I’ve been thinking a lot about time travel and the cartoonish way we look at it.
Like, all’s we need is a special device, a time “machine”, and we jump in it and fill the tank with special sci-fi gas and ZOOM! off we go to the late 1800s so we can find H.G. Wells, author of The Time Machine, and say to him, “Seriously, dude?”
This cartoonish view of time travel stems from our cartoonish view of time itself, that it is something real and external to ourselves, which is not true. Try to define time and the best you can do is a sort vague conception of change or motion. This change or motion occurs IN time, we say. The absence of motion or change also occurs IN time. Time to us is a sort of vague medium.
The past no longer exists and the future does not yet exist. All we have is the present, which is an illusion, constantly slipping into the past the moment we grasp it. The present is simply a continuous transition. It can never be caught, for the moment you do catch it, it is already the past and a mere memory in your head.
With our low levels of consciousness, we view time as a traveler going from Town A to Town B. When we leave Town A, the whole place is dismantled, packed away, and ceases to exist. As we move along the narrow slit of the highway called the Present, Town B is rapidly being built for our arrival. If we were but wiser and more open-minded, perhaps we could rise above the highway and the plane it’s on and see that Town A still exists, has always existed, will always exist. We could also see that Town B is not being build for our arrival, but also exists and will always exist.
Eternal Recurrence says that if time is eternal, then all the minute combinations that result in this EXACT MOMENT will have to recur again and again. They would have to, else time would not be eternal. Constant recurrence of not only this very moment, but all other moments, plus all other possible moments is a property of eternity itself. We are but small-minded little humans and have trouble grasping sometimes just how big eternity really is. Nietzsche, early on in his philosophy, found this realization of Eternal Recurrence oppressive. Later on, however, he developed Amor Fati (Love of Fate) as a response to it, perhaps because he felt he had no other choice. He, of course, did have a choice, in fact infinite choices, and he has taken them all, as well as not taken them all. And he will again and again…Just as you and I will with all our choices.

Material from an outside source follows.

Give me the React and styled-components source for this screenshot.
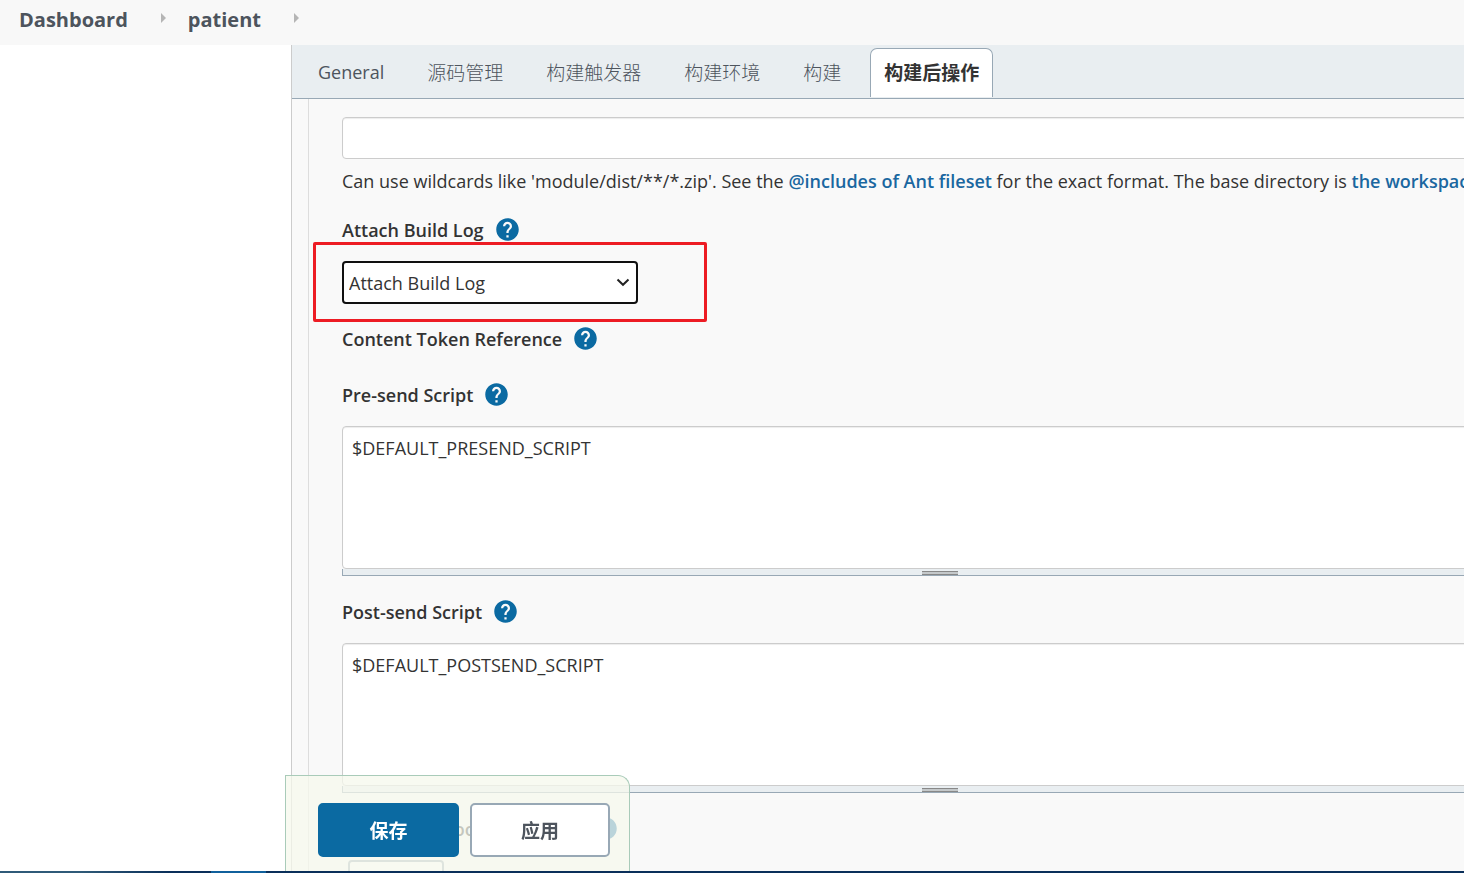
import React from "react";
import styled, { createGlobalStyle, css } from "styled-components";
import { MdHelp } from "react-icons/md";

const GlobalStyle = createGlobalStyle`
  *, *::before, *::after { box-sizing: border-box; }
  body {
    margin: 0;
    overflow: hidden;
    background: #fff;
    color: #333;
    font-family: "Open Sans", "Noto Sans CJK SC", sans-serif;
    font-size: 18px;
    line-height: 28px;
  }
`;

const Page = styled.div`
  display: flex;
  flex-direction: column;
  height: 100vh;
  overflow: hidden;
`;

const Breadcrumbs = styled.nav`
  display: flex;
  flex: none;
  align-items: center;
  height: 45px;
  padding: 0 19px 6px;
  background: #f8f8f8;
`;

const Crumb = styled.a`
  color: #4d545d;
  font-size: 20px;
  font-weight: 700;
  text-decoration: none;
`;

const Arrow = styled.span`
  margin: 0 22px 3px 33px;
  border: solid transparent;
  border-width: 5px 0 5px 5px;
  border-left-color: #b5b5b5;
`;

const Body = styled.div`
  display: flex;
  flex: 1;
  min-height: 0;
`;

const SidePanel = styled.aside`
  flex: none;
  width: 291px;
`;

const MainPanel = styled.main`
  display: flex;
  flex: 1;
  flex-direction: column;
  min-width: 0;
  border-left: 1px solid #ccc;
  background: #f9f9f9;
`;

const TabBar = styled.div`
  display: flex;
  flex: none;
  gap: 15px;
  height: 54px;
  padding: 3px 12px 1px;
  border-bottom: 1px solid #98a8b5;
  background: #e9eef1;
`;

const Tab = styled.button`
  padding: 0 13px 2px;
  border: 1px solid transparent;
  border-bottom: 0;
  border-radius: 7px 7px 0 0;
  background: none;
  color: #4d545d;
  font-family: inherit;
  font-size: ${(p) => (p.$latin ? 18 : 19)}px;
  font-weight: ${(p) => (p.$latin ? 400 : 300)};
  white-space: nowrap;
  ${(p) =>
    p.$active &&
    css`
      border-color: #98a8b5;
      background: #fff;
      color: #333;
      font-weight: 700;
    `}
`;

const FormViewport = styled.div`
  flex: 1;
  min-height: 0;
  padding-left: 16px;
  overflow: hidden;
`;

const Form = styled.form`
  width: calc(100% + 107px);
  padding: 18px 33px 0;
  border-left: 1px solid #ddd;
`;

const boxed = css`
  display: block;
  border: 1px solid #ccc;
  border-radius: 4px;
  background: #fff;
  box-shadow: inset 0 1px 1px rgba(0, 0, 0, 0.075);
  color: #333;
  font-family: inherit;
  font-size: 18px;
`;

const TextInput = styled.input`
  ${boxed}
  width: 100%;
  height: 42px;
  padding: 6px 9px;
`;

const HelpText = styled.p`
  margin: 8px 0 21px;
  font-size: 18px;
  white-space: nowrap;
`;

const Link = styled.a`
  color: #1a67a0;
  font-weight: 600;
  text-decoration: none;
`;

const LabelRow = styled.div`
  display: flex;
  align-items: center;
  gap: 10px;
  height: 28px;
  margin-bottom: ${(p) => (p.$loose ? 28 : 17)}px;
`;

const Label = styled.label`
  font-weight: 600;
`;

const HelpButton = styled.button`
  display: flex;
  padding: 0 0 1px;
  border: 0;
  background: none;
  color: #0b6aa2;
`;

const SelectWrap = styled.div`
  position: relative;
  width: 296px;
  margin-bottom: 21px;
`;

const Select = styled.select`
  ${boxed}
  width: 100%;
  height: 43px;
  padding: 0 5px;
  border: 2px solid #101010;
  box-shadow: none;
  appearance: none;
`;

const Chevron = styled.svg`
  position: absolute;
  top: 17px;
  right: 8px;
  pointer-events: none;
`;

const Highlight = styled.div`
  position: absolute;
  inset: -19px -69px -18px -29px;
  border: 3px solid #ed1c24;
  border-radius: 2px;
  pointer-events: none;
`;

const ScriptField = styled.div`
  margin-bottom: 22px;
`;

const TextArea = styled.textarea`
  ${boxed}
  width: 100%;
  height: 143px;
  padding: 7px 9px;
  line-height: 28px;
  resize: none;
`;

const ResizeBar = styled.div`
  display: flex;
  justify-content: center;
  height: 7px;
  border: 1px solid #98a8b5;
  border-top: 0;
  background: #e9eef1;
`;

const Grip = styled.span`
  width: 36px;
  height: 4px;
  margin-top: 2px;
  border: solid #888;
  border-width: 1px 0;
  background: #c4c8ca;
`;

const AddButton = styled.button`
  width: 96px;
  height: 40px;
  margin-left: 6px;
  border: 2px solid #98a8b5;
  border-radius: 4px;
  background: #fff;
  color: #4d545d;
  font: inherit;
`;

const ActionBar = styled.div`
  position: fixed;
  bottom: 2px;
  left: 285px;
  display: flex;
  gap: 11px;
  padding: 27px 19px 14px 32px;
  border: 1px solid #a9cbb9;
  border-bottom: 0;
  border-radius: 0 12px 0 0;
  background: rgba(245, 248, 236, 0.75);
`;

const ActionButton = styled.button`
  width: ${(p) => (p.$primary ? 141 : 140)}px;
  height: 54px;
  border: 2px solid ${(p) => (p.$primary ? "#0b6aa2" : "#98a8b5")};
  border-radius: 5px;
  background: ${(p) => (p.$primary ? "#0b6aa2" : "#fff")};
  color: ${(p) => (p.$primary ? "#fff" : "#4d545d")};
  font-family: inherit;
  font-size: 19px;
  font-weight: 700;
`;

const Taskbar = styled.div`
  flex: none;
  height: 2px;
  background: linear-gradient(
    90deg,
    #2f5a78 0 80px,
    #0a2f5a 170px 211px,
    #10609c 211px 266px,
    #0a2f5a 266px
  );
`;

const tabs = ["General", "源码管理", "构建触发器", "构建环境", "构建", "构建后操作"];

function FieldLabel({ htmlFor, loose, children }) {
  return (
    <LabelRow $loose={loose}>
      <Label htmlFor={htmlFor}>{children}</Label>
      <HelpButton type="button" aria-label={`Help for ${children}`}>
        <MdHelp size={27} />
      </HelpButton>
    </LabelRow>
  );
}

function Script({ id, label, value }) {
  return (
    <ScriptField>
      <FieldLabel htmlFor={id}>{label}</FieldLabel>
      <TextArea id={id} defaultValue={value} spellCheck={false} />
      <ResizeBar>
        <Grip />
      </ResizeBar>
    </ScriptField>
  );
}

export default function App() {
  return (
    <Page>
      <GlobalStyle />
      <Breadcrumbs>
        <Crumb href="#dashboard">Dashboard</Crumb>
        <Arrow />
        <Crumb href="#patient">patient</Crumb>
        <Arrow />
      </Breadcrumbs>
      <Body>
        <SidePanel />
        <MainPanel>
          <TabBar role="tablist">
            {tabs.map((name, i) => {
              const active = i === tabs.length - 1;
              return (
                <Tab key={name} role="tab" aria-selected={active} $active={active} $latin={i === 0}>
                  {name}
                </Tab>
              );
            })}
          </TabBar>
          <FormViewport>
            <Form>
              <TextInput type="text" aria-label="Attachments" />
              <HelpText>
                Can use wildcards like 'module/dist/**/*.zip'. See the{" "}
                <Link href="#fileset">@includes of Ant fileset</Link> for the exact format. The base
                directory is <Link href="#workspace">the workspace</Link>.
              </HelpText>
              <FieldLabel htmlFor="attach-log">Attach Build Log</FieldLabel>
              <SelectWrap>
                <Select id="attach-log">
                  <option>Attach Build Log</option>
                </Select>
                <Chevron width="14" height="9" viewBox="0 0 14 9" fill="none">
                  <path d="M1.5 1.5 7 6.8l5.500-5.300" stroke="#222" strokeWidth="2" />
                </Chevron>
                <Highlight />
              </SelectWrap>
              <FieldLabel loose>Content Token Reference</FieldLabel>
              <Script id="presend" label="Pre-send Script" value="$DEFAULT_PRESEND_SCRIPT" />
              <Script id="postsend" label="Post-send Script" value="$DEFAULT_POSTSEND_SCRIPT" />
              <FieldLabel htmlFor="add-classpath">Additional groovy classpath</FieldLabel>
              <AddButton id="add-classpath" type="button">新增</AddButton>
            </Form>
          </FormViewport>
        </MainPanel>
      </Body>
      <ActionBar>
        <ActionButton $primary>保存</ActionButton>
        <ActionButton>应用</ActionButton>
      </ActionBar>
      <Taskbar />
    </Page>
  );
}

In our present (fallen?) state, we experience life like a blind man taping his cane. Tap, tap, tap. Whatever it touches is “real”. Beyond its tip, though, extends the darkness of nonexistence. One day, though, we might be able to open our eyes and see plainly.
I believe time travel is certainly possible, but our time machine will be between our two ears. I believe even, that some are already traveling this way. Perhaps Buddha, Jesus, and Albert Einstein are all the same dude. It would explain a lot.
Yes, the time travelers are already among us, I am sure. And since I have made this breakthrough, I expect them to any moment come knocking on my door because I am now “ready”.
They will take me to Area 52 (Area 51 is just a decoy) to meet all the other time traveler dudes and together we will party like it’s 1999—because it just might be.